— Start of DATASET EXCERPT —

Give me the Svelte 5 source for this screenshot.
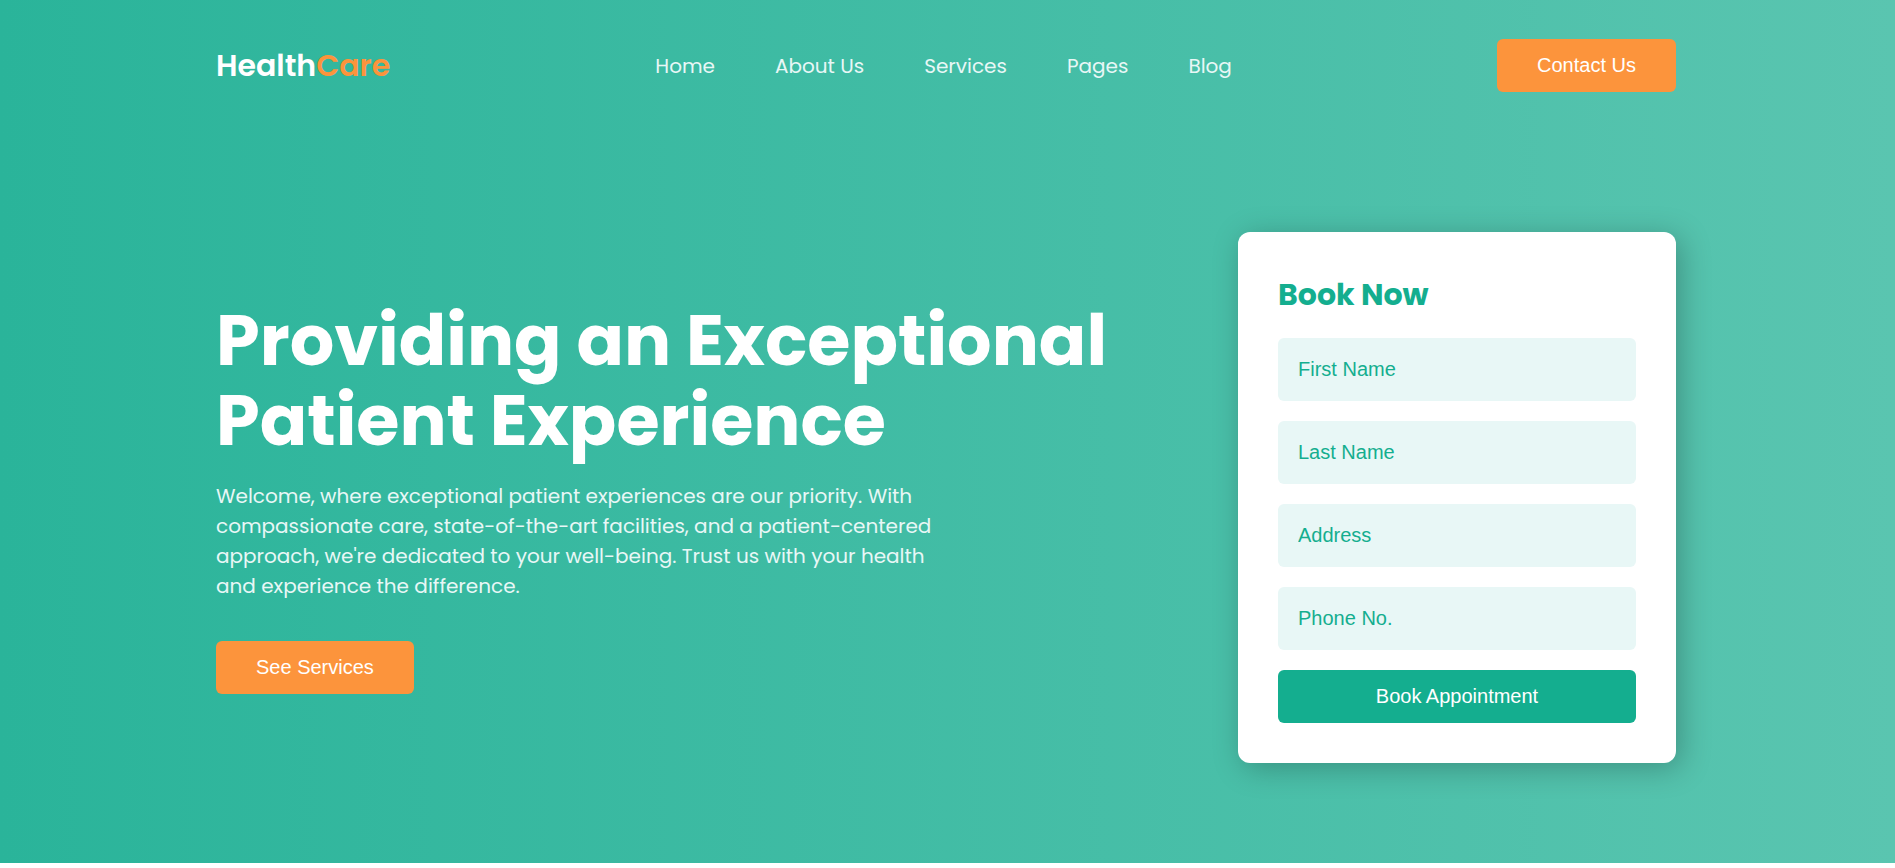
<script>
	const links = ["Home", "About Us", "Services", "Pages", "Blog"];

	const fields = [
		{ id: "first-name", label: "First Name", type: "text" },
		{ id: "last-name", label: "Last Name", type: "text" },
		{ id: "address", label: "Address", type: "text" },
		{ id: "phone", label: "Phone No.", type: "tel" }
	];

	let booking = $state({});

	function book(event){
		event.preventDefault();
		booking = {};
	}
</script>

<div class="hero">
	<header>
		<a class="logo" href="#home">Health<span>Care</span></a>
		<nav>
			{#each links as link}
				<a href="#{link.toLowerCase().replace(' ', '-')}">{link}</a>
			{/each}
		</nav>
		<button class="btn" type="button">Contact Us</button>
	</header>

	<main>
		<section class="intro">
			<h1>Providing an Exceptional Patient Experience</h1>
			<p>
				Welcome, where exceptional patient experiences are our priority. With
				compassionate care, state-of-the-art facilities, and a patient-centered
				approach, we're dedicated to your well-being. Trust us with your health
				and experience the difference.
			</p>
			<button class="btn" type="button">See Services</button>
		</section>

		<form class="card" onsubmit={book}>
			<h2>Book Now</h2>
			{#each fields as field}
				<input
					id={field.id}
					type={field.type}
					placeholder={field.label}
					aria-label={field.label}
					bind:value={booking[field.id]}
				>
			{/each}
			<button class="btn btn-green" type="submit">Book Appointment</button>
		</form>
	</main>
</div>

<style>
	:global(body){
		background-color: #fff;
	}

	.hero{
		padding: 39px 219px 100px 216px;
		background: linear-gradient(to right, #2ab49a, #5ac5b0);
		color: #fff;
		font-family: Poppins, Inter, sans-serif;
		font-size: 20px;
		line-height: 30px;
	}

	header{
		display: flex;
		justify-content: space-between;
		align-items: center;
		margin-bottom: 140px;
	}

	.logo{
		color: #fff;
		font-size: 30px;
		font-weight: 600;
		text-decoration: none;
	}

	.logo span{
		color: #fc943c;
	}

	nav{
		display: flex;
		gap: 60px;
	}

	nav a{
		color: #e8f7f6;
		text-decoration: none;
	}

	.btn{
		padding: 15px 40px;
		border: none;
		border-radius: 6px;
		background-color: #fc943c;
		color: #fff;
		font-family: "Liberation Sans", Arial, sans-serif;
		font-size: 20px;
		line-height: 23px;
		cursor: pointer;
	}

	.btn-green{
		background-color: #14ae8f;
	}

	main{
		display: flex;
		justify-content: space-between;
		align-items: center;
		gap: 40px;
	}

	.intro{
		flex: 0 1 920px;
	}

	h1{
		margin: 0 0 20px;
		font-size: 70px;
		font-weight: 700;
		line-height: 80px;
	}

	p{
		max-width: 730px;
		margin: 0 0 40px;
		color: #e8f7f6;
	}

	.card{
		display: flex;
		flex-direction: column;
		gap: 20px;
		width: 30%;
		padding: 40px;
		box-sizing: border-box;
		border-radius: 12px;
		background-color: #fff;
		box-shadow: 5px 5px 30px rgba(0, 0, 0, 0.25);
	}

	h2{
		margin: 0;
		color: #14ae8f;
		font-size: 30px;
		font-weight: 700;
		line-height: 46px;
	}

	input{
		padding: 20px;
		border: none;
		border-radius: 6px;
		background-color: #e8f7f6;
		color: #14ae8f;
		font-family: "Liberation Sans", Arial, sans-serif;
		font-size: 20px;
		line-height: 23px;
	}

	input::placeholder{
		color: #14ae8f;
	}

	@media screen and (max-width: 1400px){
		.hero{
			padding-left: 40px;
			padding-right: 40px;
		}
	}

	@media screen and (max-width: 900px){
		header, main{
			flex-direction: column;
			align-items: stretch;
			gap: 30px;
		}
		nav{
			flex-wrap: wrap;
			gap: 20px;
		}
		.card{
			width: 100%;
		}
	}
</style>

— End of DATASET EXCERPT —

Repeat the listing in full and exactly. Leave any pictures out.

Give me the Svelte 5 source for this screenshot.
<script>
	const links = ["Home", "About Us", "Services", "Pages", "Blog"];

	const fields = [
		{ id: "first-name", label: "First Name", type: "text" },
		{ id: "last-name", label: "Last Name", type: "text" },
		{ id: "address", label: "Address", type: "text" },
		{ id: "phone", label: "Phone No.", type: "tel" }
	];

	let booking = $state({});

	function book(event){
		event.preventDefault();
		booking = {};
	}
</script>

<div class="hero">
	<header>
		<a class="logo" href="#home">Health<span>Care</span></a>
		<nav>
			{#each links as link}
				<a href="#{link.toLowerCase().replace(' ', '-')}">{link}</a>
			{/each}
		</nav>
		<button class="btn" type="button">Contact Us</button>
	</header>

	<main>
		<section class="intro">
			<h1>Providing an Exceptional Patient Experience</h1>
			<p>
				Welcome, where exceptional patient experiences are our priority. With
				compassionate care, state-of-the-art facilities, and a patient-centered
				approach, we're dedicated to your well-being. Trust us with your health
				and experience the difference.
			</p>
			<button class="btn" type="button">See Services</button>
		</section>

		<form class="card" onsubmit={book}>
			<h2>Book Now</h2>
			{#each fields as field}
				<input
					id={field.id}
					type={field.type}
					placeholder={field.label}
					aria-label={field.label}
					bind:value={booking[field.id]}
				>
			{/each}
			<button class="btn btn-green" type="submit">Book Appointment</button>
		</form>
	</main>
</div>

<style>
	:global(body){
		background-color: #fff;
	}

	.hero{
		padding: 39px 219px 100px 216px;
		background: linear-gradient(to right, #2ab49a, #5ac5b0);
		color: #fff;
		font-family: Poppins, Inter, sans-serif;
		font-size: 20px;
		line-height: 30px;
	}

	header{
		display: flex;
		justify-content: space-between;
		align-items: center;
		margin-bottom: 140px;
	}

	.logo{
		color: #fff;
		font-size: 30px;
		font-weight: 600;
		text-decoration: none;
	}

	.logo span{
		color: #fc943c;
	}

	nav{
		display: flex;
		gap: 60px;
	}

	nav a{
		color: #e8f7f6;
		text-decoration: none;
	}

	.btn{
		padding: 15px 40px;
		border: none;
		border-radius: 6px;
		background-color: #fc943c;
		color: #fff;
		font-family: "Liberation Sans", Arial, sans-serif;
		font-size: 20px;
		line-height: 23px;
		cursor: pointer;
	}

	.btn-green{
		background-color: #14ae8f;
	}

	main{
		display: flex;
		justify-content: space-between;
		align-items: center;
		gap: 40px;
	}

	.intro{
		flex: 0 1 920px;
	}

	h1{
		margin: 0 0 20px;
		font-size: 70px;
		font-weight: 700;
		line-height: 80px;
	}

	p{
		max-width: 730px;
		margin: 0 0 40px;
		color: #e8f7f6;
	}

	.card{
		display: flex;
		flex-direction: column;
		gap: 20px;
		width: 30%;
		padding: 40px;
		box-sizing: border-box;
		border-radius: 12px;
		background-color: #fff;
		box-shadow: 5px 5px 30px rgba(0, 0, 0, 0.25);
	}

	h2{
		margin: 0;
		color: #14ae8f;
		font-size: 30px;
		font-weight: 700;
		line-height: 46px;
	}

	input{
		padding: 20px;
		border: none;
		border-radius: 6px;
		background-color: #e8f7f6;
		color: #14ae8f;
		font-family: "Liberation Sans", Arial, sans-serif;
		font-size: 20px;
		line-height: 23px;
	}

	input::placeholder{
		color: #14ae8f;
	}

	@media screen and (max-width: 1400px){
		.hero{
			padding-left: 40px;
			padding-right: 40px;
		}
	}

	@media screen and (max-width: 900px){
		header, main{
			flex-direction: column;
			align-items: stretch;
			gap: 30px;
		}
		nav{
			flex-wrap: wrap;
			gap: 20px;
		}
		.card{
			width: 100%;
		}
	}
</style>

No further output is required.